Capitalists need to remember that last point. They have a shared and reoccuring thread throughout their history of thinking they can treat people in a similar way and that a break will never come. Except they know it does, which is why they were literally murdering communists, socialists, and union folk in both the Americas and Europe (and likely elsewhere, but I’m not well versed enough to speak on other regions of the world).
The USSR, as a model, worked. Capitalists don’t want to accept it publicly because it threatens their monopoly on state and enterprise power. A young government, forged through raw power, is going to be a bit different than what we expect. But the USSR was trending toward what we understand as liberalization which is why it dissolved the moment some ethno-nationalist capitalists were allowed to seize control of newly free media outlets and get people on their side with talking points. People like Yeltsin. I’d like to remind you that Gorbachev, leader of the USSR, didn’t react when people like (but not exclusively) Yeltsin used ethnonationalism to whip up mass riots and protests. He didn’t roll out the tanks,something tankies really hate. He didn’t refuse to recognize the results of elections and votes.
We know the USSR worked because the entire region went from nothing to world superpower in a single generation. It spooked the Americans and a lot of Europeans such that they adopted a practice of containment after WW2 in order to prevent a rival system from spreading. They dirtied the word for a couple generations such that people wouldn’t and still won’t consider what the ideology means. And that, just maybe, a period of time under an autocrat doesn’t define the entire nation.
Lot of folks from Eastern Europe will agree on that.
I believe current social issues need fixing - maybe even adopting some radical changes. E.g. I still can’t get over the fact that capitalism allows for existence of something as ridiculous as billionaires - real life wealth ‘black holes’. And that’s just the start. On the other hand, there are some things that capitalism does extremely well, e.g. competitive markets are very good at producing cheap goods and can drive innovation (when disallowing monopolies). So maybe the right path for us is somewhere between the two extremes?
Anyways, while I understand the distaste for capitalism for some folks and the feeling that it failed them and working people below CEO level in general, I still can’t get over the fact that lots of neo-communists use USSR as a role model. The only people in that country who benefited from that system were the people at the top and those with connections to them (sounds somewhat familiar, doesn’t it?). IMO anybody trying to base their political views on communist ideology should cut off entirely from the USSR and simply deem it as a failed state (that was only communist by name) with too much blood on their hands. Definitely not something that we want to go back to.
Demonstrably false. For example, are you suggesting that the 23 million serfs–dirt farmers–of the imperial Russian empire were better off not knowing how to read, having no education, no healthcare, no subsidized food supplies, no industry tools, and no ability to break free from being born into a rigid inherited socioeconomic class from which there was no escape?
Capitalists need to remember that last point.
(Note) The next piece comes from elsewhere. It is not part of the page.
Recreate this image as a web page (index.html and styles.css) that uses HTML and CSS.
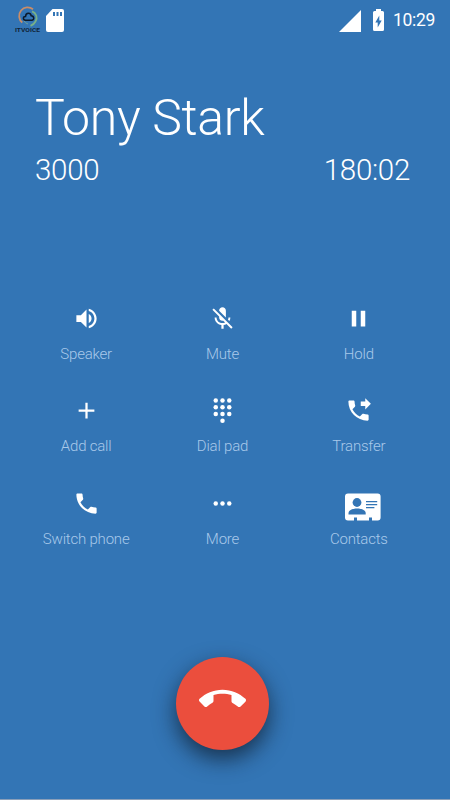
FILE: index.html
```html
<!DOCTYPE html>
<html lang="en">
<head>
  <meta charset="UTF-8">
  <meta name="viewport" content="width=device-width, initial-scale=1.0">
  <title>Call</title>
  <link rel="stylesheet" href="styles.css">
</head>
<body>
  <div class="screen">
    <header class="status-bar">
      <div class="status-left">
        <svg class="logo" width="28" height="28" viewBox="0 0 28 28">
          <g fill="none" stroke-width="1.8">
            <path d="M8.300 16.500A8.300 8.300 0 0 1 19 3.300" stroke="#c98d68"/>
            <path d="M18 5.300A6.800 6.800 0 0 1 21.500 15.500Q20 18.500 16.500 19.800" stroke="#78b088"/>
            <path d="M9.800 14.500A6.500 6.500 0 0 0 14 18" stroke="#6fa09a" stroke-width="1"/>
            <path d="M11.500 14.200c-3-.2-2.600-3.600 0-3.600.3-4.400 5.200-4.300 5.700-.8 3.200.2 3.300 4.400.6 4.400z" stroke="#0b1a2b" stroke-width="1.500"/>
          </g>
          <text x="1" y="26" textLength="25" lengthAdjust="spacingAndGlyphs">ITVOICE</text>
        </svg>
        <svg class="sd" width="18" height="23" viewBox="0 0 18 23">
          <path fill="#fff" d="M6.500 0H16a2 2 0 0 1 2 2v19a2 2 0 0 1-2 2H2a2 2 0 0 1-2-2V7z"/>
          <path fill="#3375b5" d="M7 3h2v4H7zm3.500 0h2v4h-2zM14 3h2v4h-2z"/>
        </svg>
      </div>
      <div class="status-right">
        <svg width="22" height="22" viewBox="0 0 22 22"><path fill="#fff" d="M22 0v22H0z"/></svg>
        <svg class="battery" width="11" height="22" viewBox="0 0 11 22">
          <path fill="#fff" d="M3 0h5v2h1.500A1.500 1.500 0 0 1 11 3.500v17a1.500 1.500 0 0 1-1.500 1.500h-8A1.500 1.500 0 0 1 0 20.500v-17A1.500 1.500 0 0 1 1.500 2H3z"/>
          <path fill="#3375b5" d="M6.300 6.500v5h2.400l-4 7v-5H2.300z"/>
        </svg>
        <span class="clock">10:29</span>
      </div>
    </header>

    <section class="caller">
      <h1>Tony Stark</h1>
      <div class="caller-info">
        <span class="number">3000</span>
        <span class="duration">180:02</span>
      </div>
    </section>

    <section class="actions">
      <button class="action">
        <svg class="icon" viewBox="0 0 24 24"><path d="M3 9v6h4l5 5V4L7 9H3zm13.500 3c0-1.770-1.020-3.290-2.500-4.030v8.050c1.480-.73 2.500-2.250 2.500-4.020zM14 3.230v2.060c2.890.86 5 3.540 5 6.710s-2.110 5.850-5 6.710v2.060c4.010-.91 7-4.490 7-8.770s-2.990-7.860-7-8.770z"/></svg>
        <span>Speaker</span>
      </button>
      <button class="action">
        <svg class="icon" viewBox="0 0 24 24"><path d="M19 11h-1.700c0 .74-.16 1.430-.43 2.050l1.230 1.230c.56-.98.9-2.090.9-3.280zm-4.020.17c0-.06.02-.11.02-.17V5c0-1.660-1.340-3-3-3S9 3.340 9 5v.18l5.980 5.990zM4.270 3L3 4.270l6.010 6.010V11c0 1.660 1.330 3 2.990 3 .22 0 .44-.03.65-.08l1.660 1.660c-.71.33-1.500.52-2.310.52-2.760 0-5.300-2.100-5.300-5.100H5c0 3.410 2.720 6.230 6 6.720V21h2v-3.280c.91-.13 1.770-.45 2.540-.9L19.730 21 21 19.730 4.270 3z"/></svg>
        <span>Mute</span>
      </button>
      <button class="action">
        <svg class="icon" viewBox="0 0 24 24"><path d="M6 19h4V5H6v14zm8-14v14h4V5h-4z"/></svg>
        <span>Hold</span>
      </button>

      <button class="action">
        <svg class="icon" viewBox="0 0 24 24"><path d="M19 13h-6v6h-2v-6H5v-2h6V5h2v6h6v2z"/></svg>
        <span>Add call</span>
      </button>
      <button class="action">
        <svg class="icon" viewBox="0 0 24 24">
          <circle cx="6" cy="3" r="2"/><circle cx="12" cy="3" r="2"/><circle cx="18" cy="3" r="2"/>
          <circle cx="6" cy="9" r="2"/><circle cx="12" cy="9" r="2"/><circle cx="18" cy="9" r="2"/>
          <circle cx="6" cy="15" r="2"/><circle cx="12" cy="15" r="2"/><circle cx="18" cy="15" r="2"/>
          <circle cx="12" cy="21" r="2"/>
        </svg>
        <span>Dial pad</span>
      </button>
      <button class="action">
        <svg class="icon" viewBox="0 0 24 24"><path d="M18 11l5-5-5-5v3h-4v4h4v3zm2 4.500c-1.250 0-2.450-.2-3.570-.57-.35-.11-.74-.03-1.020.24l-2.200 2.200c-2.830-1.440-5.150-3.750-6.590-6.590l2.200-2.210c.28-.26.36-.65.25-1C8.700 6.450 8.500 5.250 8.500 4c0-.55-.45-1-1-1H4c-.55 0-1 .45-1 1 0 9.390 7.610 17 17 17 .55 0 1-.45 1-1v-3.500c0-.55-.45-1-1-1z"/></svg>
        <span>Transfer</span>
      </button>

      <button class="action">
        <svg class="icon" viewBox="0 0 24 24"><path d="M20 15.500c-1.250 0-2.450-.2-3.570-.57-.35-.11-.74-.03-1.020.24l-2.200 2.200c-2.830-1.440-5.150-3.750-6.590-6.590l2.200-2.210c.28-.26.36-.65.25-1C8.700 6.450 8.500 5.250 8.500 4c0-.55-.45-1-1-1H4c-.55 0-1 .45-1 1 0 9.390 7.610 17 17 17 .55 0 1-.45 1-1v-3.500c0-.55-.45-1-1-1z"/></svg>
        <span>Switch phone</span>
      </button>
      <button class="action">
        <svg class="icon" viewBox="0 0 24 24"><circle cx="6" cy="12" r="2"/><circle cx="12" cy="12" r="2"/><circle cx="18" cy="12" r="2"/></svg>
        <span>More</span>
      </button>
      <button class="action">
        <svg class="icon icon-card" viewBox="0 0 36 28">
          <path d="M3 .5h29.600a3 3 0 0 1 3 3v21a3 3 0 0 1-3 3H27v-3h-3v3H12v-3H9v3H3a3 3 0 0 1-3-3v-21a3 3 0 0 1 3-3z"/>
          <g fill="#3375b5">
            <circle cx="12" cy="9.500" r="4.400"/>
            <path d="M3.500 21.500v-1.500c0-3.300 5-4.600 8.600-4.600s8.600 1.300 8.600 4.600v1.500z"/>
            <path d="M21 8h11.200v1.200H21zm0 3h11.200v1.200H21zm0 3h8.400v1.200H21z"/>
          </g>
        </svg>
        <span>Contacts</span>
      </button>
    </section>

    <footer class="call-bar">
      <button class="end-call">
        <svg width="47" height="47" viewBox="0 0 24 24"><path fill="#fff" d="M12 9c-1.600 0-3.150.25-4.600.72v3.100c0 .39-.23.74-.56.9-.98.49-1.870 1.120-2.660 1.850-.18.18-.43.28-.7.28-.28 0-.53-.11-.71-.29L.29 13.080c-.18-.17-.29-.42-.29-.7 0-.28.11-.53.29-.71C3.340 8.780 7.460 7 12 7s8.660 1.780 11.710 4.670c.18.18.29.43.29.71 0 .28-.11.53-.29.71l-2.480 2.480c-.18.18-.43.29-.71.29-.27 0-.52-.11-.7-.28-.79-.74-1.690-1.360-2.670-1.850-.33-.16-.56-.5-.56-.9v-3.100C15.150 9.250 13.600 9 12 9z"/></svg>
      </button>
    </footer>
  </div>
</body>
</html>
```
FILE: styles.css
```css
* { margin: 0; padding: 0; box-sizing: border-box; }
body {
  font-family: Roboto, sans-serif;
  background: #3375b5;
  color: #fff;
}
svg { display: block; }
button {
  background: none;
  border: none;
  color: inherit;
  font-family: inherit;
  cursor: pointer;
}
.screen {
  display: flex;
  flex-direction: column;
  width: 450px;
  height: 800px;
  overflow: hidden;
  border-bottom: 1px solid #8b9fb9;
}

/* Status bar */
.status-bar {
  display: flex;
  justify-content: space-between;
  height: 40px;
  padding: 6px 14px 0 14px;
}
.status-left, .status-right {
  display: flex;
  align-items: flex-start;
}
.logo text {
  font-size: 6px;
  font-weight: 700;
  fill: #102438;
}
.sd { margin: 3px 0 0 4px; }
.status-right { padding-top: 4px; }
.battery {
  margin-left: 12px;
  margin-top: -1px;
}
.clock {
  width: 43px;
  margin-left: 9px;
  font-size: 17.500px;
  letter-spacing: -0.3px;
  line-height: 20px;
}

/* Caller */
.caller {
  height: 262px;
  padding: 46px 40px 0 35px;
}
.caller h1 {
  font-size: 50px;
  font-weight: 300;
  letter-spacing: -0.35px;
  line-height: 64px;
  white-space: nowrap;
}
.caller-info {
  display: flex;
  justify-content: space-between;
  font-size: 29.500px;
  font-weight: 300;
  letter-spacing: -0.3px;
  line-height: 40px;
}

/* Action buttons */
.actions {
  display: grid;
  grid-template-columns: repeat(3, 1fr);
  grid-template-rows: 92px 93px 92px;
  width: 409px;
  margin-left: 18px;
}
.action {
  display: flex;
  flex-direction: column;
  align-items: center;
  justify-content: flex-start;
  padding-top: 3px;
}
.icon {
  width: 27px;
  height: 27px;
  fill: #fff;
}
.icon-card {
  width: 36px;
  height: 28px;
  margin: 3px 0 -4px 9px;
}
.action span {
  margin-top: 12px;
  font-size: 15px;
  font-weight: 300;
  letter-spacing: -0.2px;
  line-height: 20px;
  color: #a9c9ea;
}

/* End call */
.call-bar {
  display: flex;
  justify-content: center;
  padding: 78px 6px 0 0;
}
.end-call {
  display: flex;
  justify-content: center;
  width: 93px;
  height: 93px;
  padding-top: 19px;
  border-radius: 50%;
  background: #eb4e3d;
  box-shadow: 0 9px 22px rgba(15, 30, 45, 0.75);
}
```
They have a shared and reoccuring thread throughout their history of thinking they can treat people in a similar way and that a break will never come. Except they know it does, which is why they were literally murdering communists, socialists, and union folk in both the Americas and Europe (and likely elsewhere, but I’m not well versed enough to speak on other regions of the world).
The USSR, as a model, worked. Capitalists don’t want to accept it publicly because it threatens their monopoly on state and enterprise power. A young government, forged through raw power, is going to be a bit different than what we expect. But the USSR was trending toward what we understand as liberalization which is why it dissolved the moment some ethno-nationalist capitalists were allowed to seize control of newly free media outlets and get people on their side with talking points. People like Yeltsin. I’d like to remind you that Gorbachev, leader of the USSR, didn’t react when people like (but not exclusively) Yeltsin used ethnonationalism to whip up mass riots and protests. He didn’t roll out the tanks,something tankies really hate. He didn’t refuse to recognize the results of elections and votes.
We know the USSR worked because the entire region went from nothing to world superpower in a single generation. It spooked the Americans and a lot of Europeans such that they adopted a practice of containment after WW2 in order to prevent a rival system from spreading. They dirtied the word for a couple generations such that people wouldn’t and still won’t consider what the ideology means. And that, just maybe, a period of time under an autocrat doesn’t define the entire nation.